> **YOUR OBJECTIVE**
Reproduce the data below in full and exclude every picture.

> **DATA SHOWN**
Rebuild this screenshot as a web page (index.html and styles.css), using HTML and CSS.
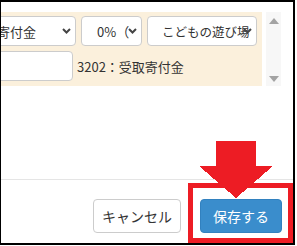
FILE: index.html
```html
<!DOCTYPE html>
<html lang="ja">
<head>
    <meta charset="UTF-8">
    <title>仕訳の編集</title>
    <link rel="stylesheet" href="styles.css">
</head>
<body>
    <div class="frame">
        <div class="edit">
            <div class="panel">
                <div class="row">
                    <div class="select select-account">
                        <span class="select-text">受取寄付金</span>
                        <svg class="chevron" width="9" height="6" viewBox="0 0 9 6"><path d="M1 1 L4.5 4.5 L8 1" fill="none" stroke="#444" stroke-width="2"/></svg>
                    </div>
                    <div class="select select-tax">
                        <span class="select-text">0%（非課税）</span>
                        <svg class="chevron" width="9" height="6" viewBox="0 0 9 6"><path d="M1 1 L4.5 4.5 L8 1" fill="none" stroke="#444" stroke-width="2"/></svg>
                    </div>
                    <div class="select select-dept">
                        <span class="select-text">こどもの遊び場</span>
                        <svg class="chevron" width="9" height="6" viewBox="0 0 9 6"><path d="M1 1 L4.5 4.5 L8 1" fill="none" stroke="#444" stroke-width="2"/></svg>
                    </div>
                </div>
                <div class="row">
                    <div class="input"></div>
                    <span class="code">3202：受取寄付金</span>
                </div>
            </div>
            <div class="scrollbar">
                <svg width="10" height="6" viewBox="0 0 10 6"><path d="M5 0 L10 6 L0 6 Z" fill="#a3a3a3"/></svg>
                <svg width="10" height="6" viewBox="0 0 10 6"><path d="M0 0 L10 0 L5 6 Z" fill="#a3a3a3"/></svg>
            </div>
        </div>
        <div class="footer">
            <button class="btn btn-default">キャンセル</button>
            <button class="btn btn-primary">保存する</button>
        </div>

        <!-- 注釈：赤枠と矢印 -->
        <div class="mark-box"></div>
        <svg class="mark-arrow" width="74" height="57" viewBox="0 0 74 57" shape-rendering="crispEdges">
            <polygon points="17,0 57,0 57,25 74,25 37,57 0,25 17,25" fill="#ed1c24"/>
        </svg>
    </div>
</body>
</html>
```

FILE: styles.css
```css
body {
    margin: 0;
    background: #fff;
    font-family: "Noto Sans CJK JP", "Noto Sans", sans-serif;
    color: #333;
}

.frame {
    position: relative;
    box-sizing: border-box;
    width: 295px;
    height: 245px;
    border-style: solid;
    border-color: #000;
    border-width: 2px 2px 2px 1px;
    overflow: hidden;
}

.edit {
    display: flex;
    padding-top: 10px;
}

.panel {
    box-sizing: border-box;
    width: 261px;
    height: 74px;
    padding: 4px 5px 5px 0;
    background: #fbf0dc;
    display: flex;
    flex-direction: column;
    gap: 5px;
}

.row {
    display: flex;
    align-items: center;
    gap: 5px;
    height: 30px;
}

.select {
    position: relative;
    box-sizing: border-box;
    height: 30px;
    flex: none;
    display: flex;
    align-items: center;
    padding: 0 5px 0 15px;
    background: #fff;
    border: 1px solid #ccc;
    border-radius: 4px;
    font-size: 13px;
    overflow: hidden;
}

.select-text {
    white-space: nowrap;
    overflow: hidden;
}

.chevron {
    position: absolute;
    right: 4px;
    top: 11px;
}

.select-account {
    width: 121px;
    margin-left: -46px;
}

.select-tax {
    width: 61px;
}

.select-tax .select-text {
    width: 32px;
}

.select-dept {
    width: 110px;
    padding: 0 0 0 14px;
    font-size: 12.5px;
}

.input {
    box-sizing: border-box;
    width: 90px;
    height: 30px;
    margin-left: -18px;
    background: #fff;
    border: 1px solid #ccc;
    border-radius: 4px;
    flex: none;
}

.code {
    font-size: 13px;
    margin-left: -1px;
    white-space: nowrap;
}

.scrollbar {
    box-sizing: border-box;
    width: 15px;
    height: 74px;
    margin-left: 4px;
    padding: 6px 0 4px 3px;
    background: #f7f7f7;
    display: flex;
    flex-direction: column;
    justify-content: space-between;
}

.scrollbar svg {
    display: block;
}

.footer {
    margin-top: 93px;
    border-top: 1px solid #e5e5e5;
    padding: 19px 11px 0 0;
    display: flex;
    justify-content: flex-end;
    gap: 19px;
}

.btn {
    box-sizing: border-box;
    height: 34px;
    padding: 0;
    border-radius: 4px;
    font-family: inherit;
    font-size: 14px;
    line-height: 32px;
    text-align: center;
}

.btn-default {
    width: 88px;
    background: #fff;
    border: 1px solid #ccc;
    color: #333;
}

.btn-primary {
    width: 82px;
    background: #3a8dcc;
    border: 1px solid #3281bf;
    color: #fff;
}

.mark-box {
    position: absolute;
    left: 187px;
    top: 181px;
    box-sizing: border-box;
    width: 105px;
    height: 60px;
    border: 5px solid #ed1c24;
}

.mark-arrow {
    position: absolute;
    left: 198px;
    top: 139px;
}
```
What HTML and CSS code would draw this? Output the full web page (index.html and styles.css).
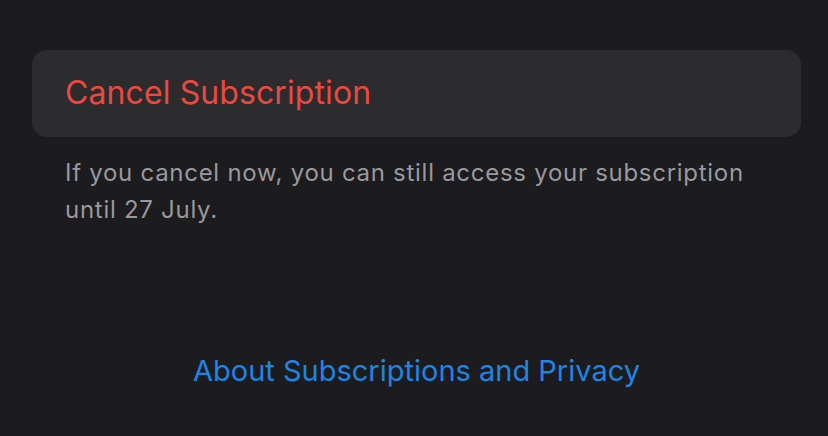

> **COMPLETE ANSWER**
Rebuild this screenshot as a web page (index.html and styles.css), using HTML and CSS.
FILE: index.html
```html
<!DOCTYPE html>
<html lang="ja">
<head>
    <meta charset="UTF-8">
    <title>仕訳の編集</title>
    <link rel="stylesheet" href="styles.css">
</head>
<body>
    <div class="frame">
        <div class="edit">
            <div class="panel">
                <div class="row">
                    <div class="select select-account">
                        <span class="select-text">受取寄付金</span>
                        <svg class="chevron" width="9" height="6" viewBox="0 0 9 6"><path d="M1 1 L4.5 4.5 L8 1" fill="none" stroke="#444" stroke-width="2"/></svg>
                    </div>
                    <div class="select select-tax">
                        <span class="select-text">0%（非課税）</span>
                        <svg class="chevron" width="9" height="6" viewBox="0 0 9 6"><path d="M1 1 L4.5 4.5 L8 1" fill="none" stroke="#444" stroke-width="2"/></svg>
                    </div>
                    <div class="select select-dept">
                        <span class="select-text">こどもの遊び場</span>
                        <svg class="chevron" width="9" height="6" viewBox="0 0 9 6"><path d="M1 1 L4.5 4.5 L8 1" fill="none" stroke="#444" stroke-width="2"/></svg>
                    </div>
                </div>
                <div class="row">
                    <div class="input"></div>
                    <span class="code">3202：受取寄付金</span>
                </div>
            </div>
            <div class="scrollbar">
                <svg width="10" height="6" viewBox="0 0 10 6"><path d="M5 0 L10 6 L0 6 Z" fill="#a3a3a3"/></svg>
                <svg width="10" height="6" viewBox="0 0 10 6"><path d="M0 0 L10 0 L5 6 Z" fill="#a3a3a3"/></svg>
            </div>
        </div>
        <div class="footer">
            <button class="btn btn-default">キャンセル</button>
            <button class="btn btn-primary">保存する</button>
        </div>

        <!-- 注釈：赤枠と矢印 -->
        <div class="mark-box"></div>
        <svg class="mark-arrow" width="74" height="57" viewBox="0 0 74 57" shape-rendering="crispEdges">
            <polygon points="17,0 57,0 57,25 74,25 37,57 0,25 17,25" fill="#ed1c24"/>
        </svg>
    </div>
</body>
</html>
```

FILE: styles.css
```css
body {
    margin: 0;
    background: #fff;
    font-family: "Noto Sans CJK JP", "Noto Sans", sans-serif;
    color: #333;
}

.frame {
    position: relative;
    box-sizing: border-box;
    width: 295px;
    height: 245px;
    border-style: solid;
    border-color: #000;
    border-width: 2px 2px 2px 1px;
    overflow: hidden;
}

.edit {
    display: flex;
    padding-top: 10px;
}

.panel {
    box-sizing: border-box;
    width: 261px;
    height: 74px;
    padding: 4px 5px 5px 0;
    background: #fbf0dc;
    display: flex;
    flex-direction: column;
    gap: 5px;
}

.row {
    display: flex;
    align-items: center;
    gap: 5px;
    height: 30px;
}

.select {
    position: relative;
    box-sizing: border-box;
    height: 30px;
    flex: none;
    display: flex;
    align-items: center;
    padding: 0 5px 0 15px;
    background: #fff;
    border: 1px solid #ccc;
    border-radius: 4px;
    font-size: 13px;
    overflow: hidden;
}

.select-text {
    white-space: nowrap;
    overflow: hidden;
}

.chevron {
    position: absolute;
    right: 4px;
    top: 11px;
}

.select-account {
    width: 121px;
    margin-left: -46px;
}

.select-tax {
    width: 61px;
}

.select-tax .select-text {
    width: 32px;
}

.select-dept {
    width: 110px;
    padding: 0 0 0 14px;
    font-size: 12.5px;
}

.input {
    box-sizing: border-box;
    width: 90px;
    height: 30px;
    margin-left: -18px;
    background: #fff;
    border: 1px solid #ccc;
    border-radius: 4px;
    flex: none;
}

.code {
    font-size: 13px;
    margin-left: -1px;
    white-space: nowrap;
}

.scrollbar {
    box-sizing: border-box;
    width: 15px;
    height: 74px;
    margin-left: 4px;
    padding: 6px 0 4px 3px;
    background: #f7f7f7;
    display: flex;
    flex-direction: column;
    justify-content: space-between;
}

.scrollbar svg {
    display: block;
}

.footer {
    margin-top: 93px;
    border-top: 1px solid #e5e5e5;
    padding: 19px 11px 0 0;
    display: flex;
    justify-content: flex-end;
    gap: 19px;
}

.btn {
    box-sizing: border-box;
    height: 34px;
    padding: 0;
    border-radius: 4px;
    font-family: inherit;
    font-size: 14px;
    line-height: 32px;
    text-align: center;
}

.btn-default {
    width: 88px;
    background: #fff;
    border: 1px solid #ccc;
    color: #333;
}

.btn-primary {
    width: 82px;
    background: #3a8dcc;
    border: 1px solid #3281bf;
    color: #fff;
}

.mark-box {
    position: absolute;
    left: 187px;
    top: 181px;
    box-sizing: border-box;
    width: 105px;
    height: 60px;
    border: 5px solid #ed1c24;
}

.mark-arrow {
    position: absolute;
    left: 198px;
    top: 139px;
}
```
What HTML and CSS code would draw this? Output the full web page (index.html and styles.css).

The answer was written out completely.